Despite its challenges, Senior says parenting has its positives — and parents grow, just as their children do.

“It’s rough, but there are moments of pure immense joy,” she says.

As the kids get older, parents get a little more freedom — and sometimes it’s too much.

“Once you couldn’t get your life back, and now you just wish [the kids] would say hello to you once in a while.”

Senior says children shape the lives of parents. And as parents, shaping their growth and seeing them become people is thrilling.

“[Parenthood] goes every which way; it just changes,” she says.

What life changes did you make for your children? Let us know in the comments section of this story, on Twitter or on the WTOP Facebook page. Until then, a local parent talks about her adjustments in parenthood.


My evolving self
By Jennifer Lewis Hershman

Memorial Day weekend — instead of relaxing on the beach, by the pool or hitting a swanky barbecue somewhere — my husband and I officially fell into the cliche parenting abyss. We spent six hours with our three kids purchasing the dreaded minivan.

Even as recently as a year ago, before the birth of our third child, I vowed to never EVER own a minivan. (My husband still reminds me of that.) How quickly things change.

The moment after we signed on the dotted line and drove our brand new van out of the lot, our lives were once again redefined by our children. Gone is the peppy turbo-infused sports sedan, proudly driven by my husband for almost 10 years. In its place is this behemoth, eight-seat, spaceship-like monster.

It’s no lie that children do change your outlook, attitude, friendships and priorities. We used to spend weekends hanging out with friends and testing the mixology at the latest swanky bar or club downtown. Now we now hang out with those same friends in the burbs at parties with various costumed princesses and superheroes and bounce houses — while imbibing on cupcakes and cheese pizza.

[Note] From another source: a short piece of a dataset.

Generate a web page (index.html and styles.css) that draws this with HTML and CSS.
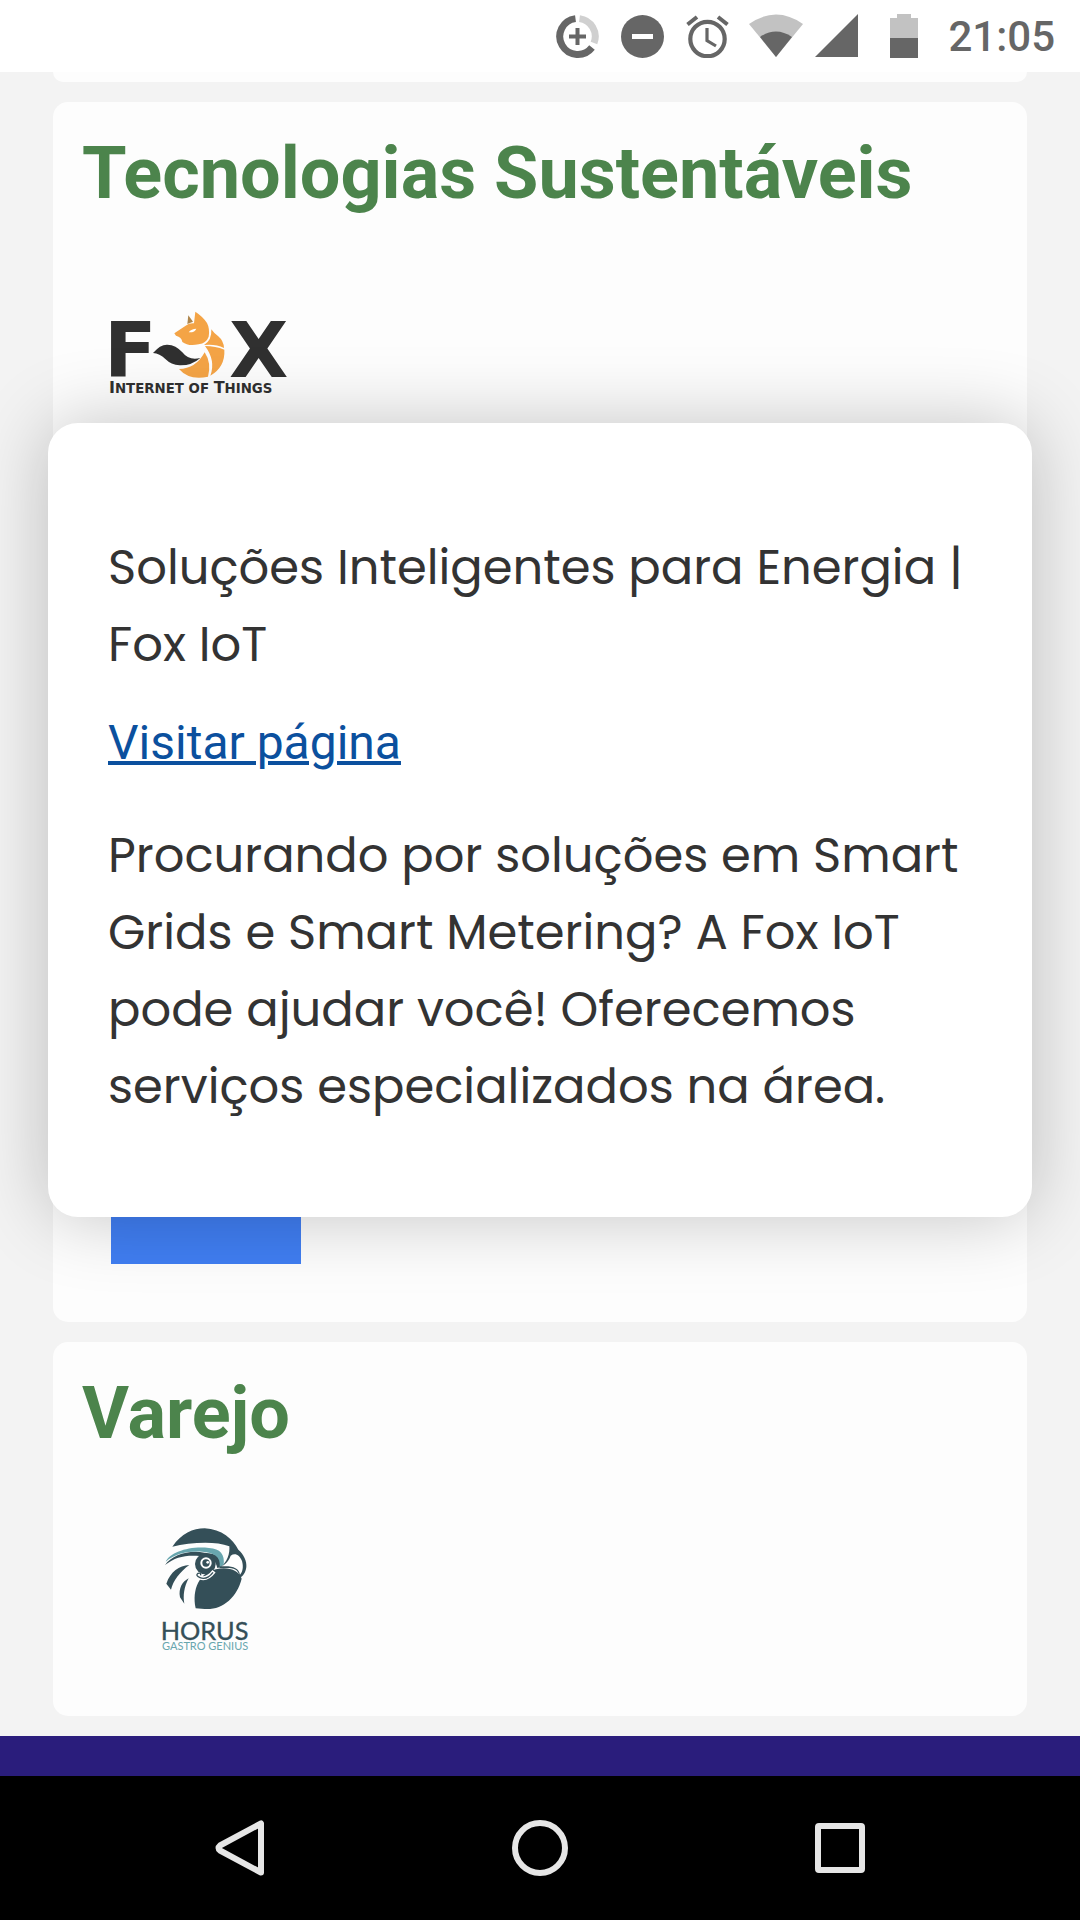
FILE: index.html
```html
<!DOCTYPE html>
<html lang="pt-BR">
<head>
<meta charset="utf-8">
<meta name="viewport" content="width=device-width, initial-scale=1">
<title>Tecnologias Sustentáveis</title>
<link rel="stylesheet" href="styles.css">
</head>
<body>
<header class="status-bar">
  <svg class="icon" width="43" height="43" viewBox="0 0 43 43" aria-hidden="true">
    <g fill="none" stroke-width="7">
      <path stroke="#666" d="M19.5 3.6A18 18 0 1 0 36 32.500"/>
      <path stroke="#d0d0d0" d="M23.500 3.600A18 18 0 0 1 38 28"/>
      <path stroke="#666" stroke-width="4" d="M21.500 13v17M13 21.500h17"/>
    </g>
  </svg>
  <svg class="icon" width="43" height="43" viewBox="0 0 43 43" aria-hidden="true">
    <circle cx="21.500" cy="21.500" r="21.500" fill="#666"/>
    <path fill="#fff" d="M11 19h21v5H11z"/>
  </svg>
  <svg class="icon" width="43" height="43" viewBox="0 0 43 43" aria-hidden="true">
    <g fill="none" stroke="#666">
      <circle cx="21.500" cy="24" r="17.200" stroke-width="4.200"/>
      <path stroke-width="4" d="M1.500 9.500L11 2M41.500 9.500L32 2"/>
      <path stroke-width="3.200" d="M21 13v12.500l9 5.500"/>
    </g>
  </svg>
  <span class="network">
    <svg class="icon" width="54" height="44" viewBox="0 0 54 44" aria-hidden="true">
      <path fill="#c2c2c2" d="M0 10Q27-9 54 10L27 43z"/>
      <path fill="#666" d="M11 23Q27 12 43 23L27 43z"/>
    </svg>
    <svg class="icon" width="43" height="43" viewBox="0 0 43 43" aria-hidden="true">
      <path fill="#666" d="M43 0v43H0z"/>
    </svg>
  </span>
  <svg class="icon battery" width="28" height="44" viewBox="0 0 28 44" aria-hidden="true">
    <path fill="#c2c2c2" d="M7 0h14v4h7v20H0V4h7z"/>
    <path fill="#666" d="M0 24h28v20H0z"/>
  </svg>
  <time class="clock">21:05</time>
</header>

<main class="content">
  <section class="card card-previous"></section>

  <section class="card">
    <h2 class="card-title">Tecnologias Sustentáveis</h2>
    <div class="logos">
      <a class="logo logo-fox" href="#fox" aria-label="Fox Internet of Things">
        <svg width="192" height="84" viewBox="33 34 576 252">
          <g fill="#303030" font-family="DejaVu Sans, sans-serif" font-weight="bold">
            <text x="15" y="232" font-size="231">F</text>
            <text x="390" y="232" font-size="231">X</text>
            <text x="30" y="280" font-size="48">I<tspan font-size="40">NTERNET OF </tspan>T<tspan font-size="40">HINGS</tspan></text>
          </g>
          <g fill="#f4a446">
            <path d="M226 101L260 78Q270 70 285 71L289 36Q312 51 324 70Q333 87 329 111Q322 130 299 134Q268 141 250 127Q248 112 231 108z"/>
            <path d="M337 89Q345 101 357 109Q374 123 375 145Q349 132 315 136Q339 122 337 89z"/>
            <path d="M318 139Q350 139 376 150Q379 202 334 228Q351 183 318 139z"/>
            <path d="M240 208Q290 208 317 158Q338 190 327 231Q270 243 240 208z"/>
          </g>
          <path fill="#ae854b" d="M268 47L282 66 265 73z"/>
          <path fill="#fff" d="M269 98Q277 87 292 87Q288 99 269 98z"/>
          <path fill="#303030" d="M162 160Q184 134 205 135Q231 136 250 158Q270 184 304 175Q278 198 242 197Q216 195 199 178Q182 161 162 160z"/>
        </svg>
      </a>
      <a class="logo logo-blue" href="#energia" aria-label="Energia"></a>
    </div>
  </section>

  <section class="card">
    <h2 class="card-title">Varejo</h2>
    <div class="logos">
      <a class="logo logo-horus" href="#horus" aria-label="Horus Gastro Genius">
        <svg width="90" height="122" viewBox="34 38 270 366">
          <g fill="#344f58">
            <path d="M68 94C95 55 130 39 165 39C216 41 250 72 266 103C282 116 292 138 290 155C288 172 280 182 270 188C269 167 257 157 236 158L207 158C234 145 241 112 239 93C195 76 120 82 68 94z"/>
            <path d="M46 149C67 119 117 103 164 112C205 114 219 128 216 154L203 158C198 132 179 120 150 122C105 119 78 125 46 149z"/>
            <circle cx="167" cy="146" r="31"/>
            <path d="M138 279C126 222 150 171 199 162C235 153 268 165 276 190C262 246 218 285 165 281z"/>
            <path d="M50 205C63 168 88 152 119 149C91 169 70 197 64 223z"/>
            <path d="M91 246C86 219 98 199 117 189C103 215 100 241 104 265z"/>
          </g>
          <path fill="#68a6ae" d="M48 139C62 111 119 91 178 98C212 99 226 119 222 148L210 154C214 124 192 111 158 109C111 107 78 115 48 139z"/>
          <g fill="#fff">
            <path d="M215 153C235 144 240 128 243 121C257 111 270 120 277 137C282 155 279 170 271 178C267 157 249 151 215 153z"/>
            <circle cx="169" cy="143" r="17"/>
          </g>
          <circle cx="169" cy="143" r="11" fill="#344f58"/>
          <circle cx="174" cy="141" r="4" fill="#fff"/>
          <path fill="none" stroke="#fdfdfd" stroke-width="12" d="M193 168Q172 195 151 187"/>
          <path fill="none" stroke="#344f58" stroke-width="4" d="M190 171Q172 195 151 187Q136 181 145 174Q154 171 153 180"/>
          <g font-family="Lato, sans-serif">
            <text x="33" y="373" font-size="76" fill="#344f58" stroke="#344f58" stroke-width="1">HORUS</text>
            <text x="37" y="403" font-size="33" fill="#68a6ae">GASTRO GENIUS</text>
          </g>
        </svg>
      </a>
    </div>
  </section>

  <article class="popup" role="dialog" aria-labelledby="popup-title">
    <h3 class="popup-text" id="popup-title">Soluções Inteligentes para Energia | Fox IoT</h3>
    <a class="popup-link" href="#visitar">Visitar página</a>
    <p class="popup-text">Procurando por soluções em Smart Grids e Smart Metering? A Fox IoT pode ajudar você! Oferecemos serviços especializados na área.</p>
  </article>
</main>

<footer class="page-footer"></footer>

<nav class="system-nav">
  <button class="nav-button" type="button" aria-label="Voltar">
    <svg width="56" height="56" viewBox="0 0 56 56"><path d="M49 3.500v49L8 30.500Q5 28 8 25.500z"/></svg>
  </button>
  <button class="nav-button" type="button" aria-label="Início">
    <svg width="56" height="56" viewBox="0 0 56 56"><circle cx="28" cy="28" r="25"/></svg>
  </button>
  <button class="nav-button" type="button" aria-label="Recentes">
    <svg width="56" height="56" viewBox="0 0 56 56"><rect x="6" y="6" width="44" height="44" rx="1"/></svg>
  </button>
</nav>
</body>
</html>
```

FILE: styles.css
```css
* {
  box-sizing: border-box;
}

body {
  display: flex;
  flex-direction: column;
  min-height: 100vh;
  margin: 0;
  background: #f3f3f3;
  color: #333;
  font-family: Roboto, sans-serif;
}

/* Status bar */
.status-bar {
  display: flex;
  align-items: center;
  justify-content: flex-end;
  gap: 20px;
  height: 72px;
  padding-right: 25px;
  background: #fff;
}

.icon {
  display: block;
}

.icon + .icon {
  margin-left: 2px;
}

.network {
  display: flex;
  gap: 10px;
}

.battery {
  margin-left: 12px;
}

.clock {
  margin-left: 10px;
  padding-top: 2px;
  color: #666;
  font-size: 42px;
  font-weight: 500;
  line-height: 72px;
}

/* Page */
.content {
  position: relative;
  display: flex;
  flex: 1;
  flex-direction: column;
  gap: 20px;
  padding: 0 53px 20px;
  overflow: hidden;
}

.card {
  padding: 30px 29px 58px;
  border-radius: 15px;
  background: #fdfdfd;
}

.card-previous {
  height: 10px;
  padding: 0;
  border-radius: 0 0 15px 15px;
}

.card-title {
  margin: 0 0 12px;
  color: #4c844c;
  font-size: 72px;
  font-weight: 700;
  line-height: 84px;
}

.logos {
  display: flex;
  flex-direction: column;
  align-items: flex-start;
  gap: 596px;
  padding-left: 29px;
}

.logo {
  display: flex;
  justify-content: center;
  width: 190px;
  height: 190px;
}

.logo svg {
  flex: none;
  overflow: visible;
}

.logo-fox {
  align-items: center;
  height: 250px;
}

.logo-blue {
  background: #407ef2;
}

.logo-horus {
  align-items: flex-end;
  padding-bottom: 8px;
}

/* Popup over the cards */
.popup {
  position: absolute;
  top: 351px;
  right: 48px;
  left: 48px;
  padding: 106px 60px 92px;
  border-radius: 30px;
  background: #fff;
  box-shadow: 0 0 76px rgba(0, 0, 0, 0.23);
}

.popup-text {
  margin: 0;
  font-family: Poppins, Inter, sans-serif;
  font-size: 48px;
  font-weight: 400;
  line-height: 77px;
}

.popup-link {
  display: block;
  width: fit-content;
  margin: 32px 0 46px;
  color: #0b509e;
  font-size: 48px;
  line-height: 56px;
  text-decoration-thickness: 4px;
}

/* Footer and system navigation */
.page-footer {
  height: 40px;
  background: #2a1d7c;
}

.system-nav {
  display: grid;
  grid-template-columns: repeat(3, 1fr);
  height: 144px;
  padding: 0 90px;
  background: #000;
}

.nav-button {
  display: flex;
  align-items: center;
  justify-content: center;
  padding: 0;
  border: 0;
  background: none;
}

.nav-button svg {
  fill: none;
  stroke: #e6e6e6;
  stroke-width: 6px;
  stroke-linejoin: round;
}
```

Instead of after-work networking happy hours, we join other harried, yet proud, parents at soccer practice. And instead of getting excited about scoring tickets to a great Kennedy Center event, we get even more excited about scoring coveted tickets to the White House Easter Egg Roll.

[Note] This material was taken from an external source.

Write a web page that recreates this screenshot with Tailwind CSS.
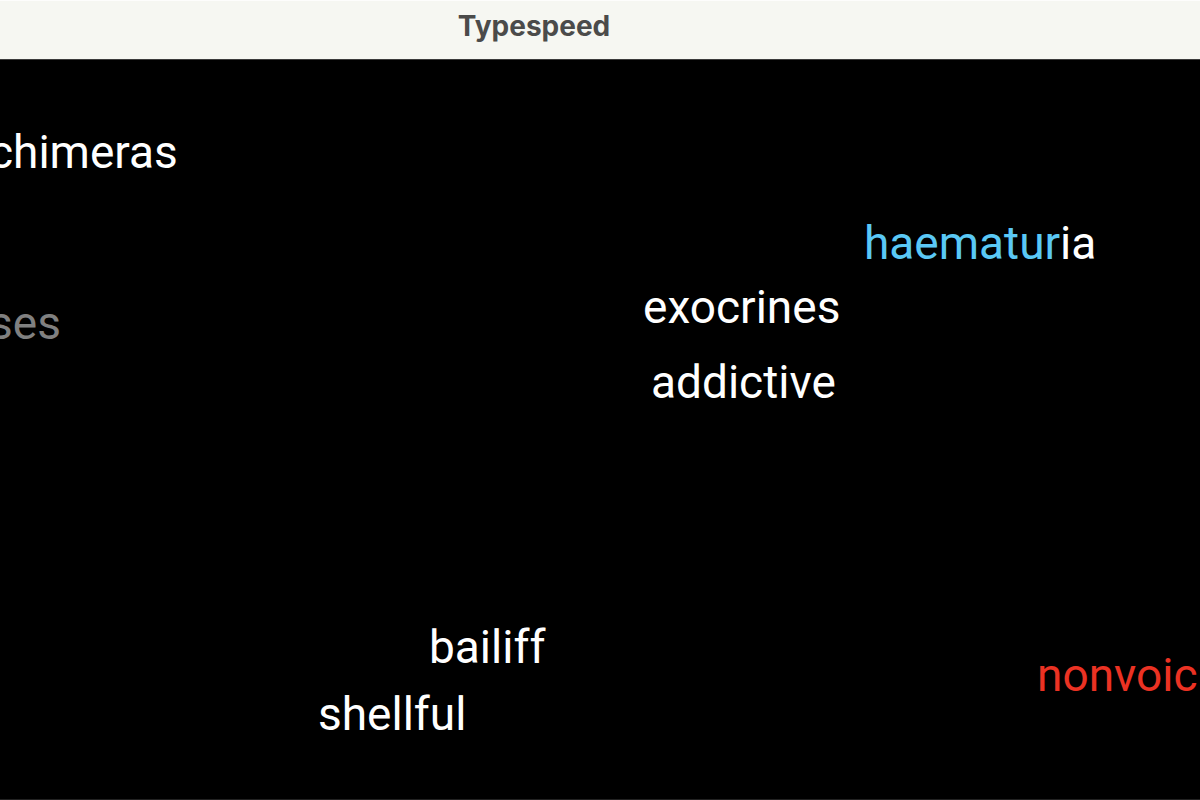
<!DOCTYPE html>
<html lang="en">
<head>
<meta charset="utf-8">
<title>Typespeed</title>
<script src="https://cdn.jsdelivr.net/npm/@tailwindcss/browser@4"></script>
</head>
<body class="flex h-screen flex-col overflow-hidden bg-black">
<header class="h-[60px] shrink-0 border-t border-b border-t-[#fdfdfc] border-b-[#3c3c3c] bg-[#f6f7f2] pt-[7px] pr-[132px] text-center">
<h1 class="font-[Inter,sans-serif] text-[28px] leading-9 font-bold text-[#4b4b4a]">Typespeed</h1>
</header>
<main class="relative grow overflow-hidden border-b border-[#222222] font-[Roboto,sans-serif] text-[46px] leading-[54px] whitespace-nowrap text-white [font-variant-ligatures:none]">
<span class="absolute top-[65px] left-[-11px]">chimeras</span>
<span class="absolute top-[156px] left-[864px]"><span class="text-[#5ac8f5]">haematur</span>ia</span>
<span class="absolute top-[220px] left-[643px]">exocrines</span>
<span class="absolute top-[236px] left-[-11px] text-[#808080]">ses</span>
<span class="absolute top-[295px] left-[651px]">addictive</span>
<span class="absolute top-[560px] left-[429px]">bailiff</span>
<span class="absolute top-[627px] left-[318px]">shellful</span>
<span class="absolute top-[588px] left-[1037px] text-[#eb3223]">nonvoic</span>
</main>
</body>
</html>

While we relish in all this memory-making with our children, we also lament our new roles as full-time schedulers and event planners for our kids’ many activities. A former classmate and I have been trying to coordinate a time our families can get together for brunch, and simply cannot come up with a time in the next two months, due to dance recitals, tae kwon do, swimming lessons and the many double- and triple-booked birthday parties.

It seems as though the days of sending children outside to play while mom and dad relax are now replaced with activity after activity — something I was not prepared for. Is this “something” self-imposed? Probably. Is it something expected by living in the D.C. Metro Area? Definitely.

It can be challenging to retain our own personal identities in this child-focused phase of our lives. My husband and I used to enjoy planning vacations, but now a family trip can be more exhausting than a 50-hour work week.

Long gone are spur-of-the-moment trips to intimate, off-the-beaten-path locations. Instead, vacations can take six months to plan, or are limited to easy-to-get-go locations. And we always purchase trip insurance. Unfortunately, we’ve had to use it plenty.

I am turning 40 this year and my husband has been asking me what I would like to do to celebrate. If he had asked me this 10 years ago, I would have opted for some large over-the-top birthday bash involving all our friends and family. Instead, my request is to have a night or two alone. Completely and utterly alone. To read. To play piano. To do something just for me.

A couple of weeks ago, in the waiting area at my daughter’s ballet studio, I was discussing our impending minivan purchase with a “ballet dad,” who recently traded in his BMW for the same minivan we were considering. He said he didn’t shed a tear or look back.

“It’s the next step and just a short phase of our lives,” he said, as he chased after his preschool-aged twins. Sage advice.

Between the new minivan wheels and the 7 inches of hair I lobbed off, my co-worker friends have jokingly commented on my new image.

“Wow, you used to be so cool, and now you’ve become a bona fide soccer mom!”

Yes, I am evolving. And, yes, I am embracing this phase and new direction, which I can happily thank my three children for. I have chosen to own it. And you will never catch me wearing mom jeans.

Editor’s Note: Jennifer Lewis Hershman is an attorney, wife and mother of three children — ages 5, 3 and 4 months — three dogs and three fish. She lives in Alexandria, Virginia, and in her very limited free time, she enjoys playing music, baking and creative writing.